3. Seperti di alinea terakhir blog post Pak Arif, tanpa harus berpartisipasi langsung di CES, Apple tetap bisa melakukan “studi banding” mengenai dinamika industri dan penawaran kompetitor.
Ngomong2, sepertinya studi kasus co-branding di industri teknologi bisa menjadi ide yang baik untuk artikel Pak Arif yang selanjutnya. Kapan perusahaan menilai co-branding berguna untuk kedua belah pihak (mis: sebagian besar produsen smartphone ber-OS Android yang mencantumkan logo Google atau si robot hijau di produk mereka) dan kapan perusahaan menilai strategi co-branding tidak begitu menarik (mis: Apple dan “Intel Inside” tadi).

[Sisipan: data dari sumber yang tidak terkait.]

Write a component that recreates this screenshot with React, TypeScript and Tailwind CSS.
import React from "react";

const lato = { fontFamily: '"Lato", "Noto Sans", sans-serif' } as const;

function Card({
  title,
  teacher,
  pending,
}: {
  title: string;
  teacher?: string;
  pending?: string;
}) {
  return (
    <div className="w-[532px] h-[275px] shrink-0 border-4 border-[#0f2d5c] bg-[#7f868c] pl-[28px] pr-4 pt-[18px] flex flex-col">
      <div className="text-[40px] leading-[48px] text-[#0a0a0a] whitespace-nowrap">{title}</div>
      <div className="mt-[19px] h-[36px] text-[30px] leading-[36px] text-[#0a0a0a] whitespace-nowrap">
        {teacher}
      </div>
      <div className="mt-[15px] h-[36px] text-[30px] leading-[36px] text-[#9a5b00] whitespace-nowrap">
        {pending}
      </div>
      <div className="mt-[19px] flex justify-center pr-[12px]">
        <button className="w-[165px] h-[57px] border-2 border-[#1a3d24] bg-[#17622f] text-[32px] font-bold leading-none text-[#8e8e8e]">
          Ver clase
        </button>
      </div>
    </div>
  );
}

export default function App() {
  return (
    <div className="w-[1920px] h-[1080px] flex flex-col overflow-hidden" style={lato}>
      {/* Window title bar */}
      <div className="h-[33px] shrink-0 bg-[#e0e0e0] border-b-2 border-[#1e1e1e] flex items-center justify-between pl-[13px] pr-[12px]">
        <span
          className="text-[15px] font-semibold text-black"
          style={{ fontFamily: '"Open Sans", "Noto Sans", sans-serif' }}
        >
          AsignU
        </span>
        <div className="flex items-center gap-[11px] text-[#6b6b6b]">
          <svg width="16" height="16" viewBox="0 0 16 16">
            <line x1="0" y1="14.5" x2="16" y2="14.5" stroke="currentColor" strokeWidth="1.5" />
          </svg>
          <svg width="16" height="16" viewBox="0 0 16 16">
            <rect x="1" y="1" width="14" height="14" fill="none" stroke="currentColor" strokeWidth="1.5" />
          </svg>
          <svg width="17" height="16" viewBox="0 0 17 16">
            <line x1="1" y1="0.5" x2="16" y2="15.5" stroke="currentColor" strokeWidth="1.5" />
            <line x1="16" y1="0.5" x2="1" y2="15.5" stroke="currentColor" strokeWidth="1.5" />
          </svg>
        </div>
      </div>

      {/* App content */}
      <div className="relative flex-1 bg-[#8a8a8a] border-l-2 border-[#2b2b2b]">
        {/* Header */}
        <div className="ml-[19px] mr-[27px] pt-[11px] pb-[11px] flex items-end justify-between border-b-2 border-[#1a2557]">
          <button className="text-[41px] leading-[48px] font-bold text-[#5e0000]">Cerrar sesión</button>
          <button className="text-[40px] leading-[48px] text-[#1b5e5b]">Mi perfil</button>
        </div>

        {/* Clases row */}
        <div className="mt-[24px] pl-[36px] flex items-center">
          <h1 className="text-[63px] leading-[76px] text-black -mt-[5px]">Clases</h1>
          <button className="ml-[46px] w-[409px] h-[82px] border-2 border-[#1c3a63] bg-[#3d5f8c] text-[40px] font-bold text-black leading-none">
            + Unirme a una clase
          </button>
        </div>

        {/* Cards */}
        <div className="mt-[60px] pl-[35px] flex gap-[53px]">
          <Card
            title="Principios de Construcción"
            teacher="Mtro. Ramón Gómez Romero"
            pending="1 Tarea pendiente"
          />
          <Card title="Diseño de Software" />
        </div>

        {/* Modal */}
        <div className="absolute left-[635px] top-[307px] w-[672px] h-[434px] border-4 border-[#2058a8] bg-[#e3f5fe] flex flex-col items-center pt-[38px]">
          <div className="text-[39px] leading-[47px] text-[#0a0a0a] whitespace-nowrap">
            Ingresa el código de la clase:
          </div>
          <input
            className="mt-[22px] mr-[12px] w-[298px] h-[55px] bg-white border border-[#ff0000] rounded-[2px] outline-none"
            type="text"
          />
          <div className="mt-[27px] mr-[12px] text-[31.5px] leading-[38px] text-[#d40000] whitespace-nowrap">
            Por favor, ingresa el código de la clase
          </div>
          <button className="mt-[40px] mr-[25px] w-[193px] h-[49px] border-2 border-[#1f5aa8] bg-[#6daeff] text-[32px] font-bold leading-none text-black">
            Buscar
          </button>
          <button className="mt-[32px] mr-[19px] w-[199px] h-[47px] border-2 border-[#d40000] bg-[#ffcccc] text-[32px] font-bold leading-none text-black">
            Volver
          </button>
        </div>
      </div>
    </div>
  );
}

Betul Pak Pandu, CES semakin crowded, katanya tahun ini ada 3.000 lebih partisipan. Sehihngga di 1 sisi memperkuat klaim sebagai yang terbesar di dunia, tetapi di sisi yang lain, justru akan menjadi tantangan bagi penyelenggara untuk mempertahankan value bagi partisipan. Microsoft sudah mengumumkan mengikuti jejak Apple untuk tidak hadir di CES 2013, dengan latar belakang seperti alasan Apple no. 2 versi P Pandu pd komen di atas.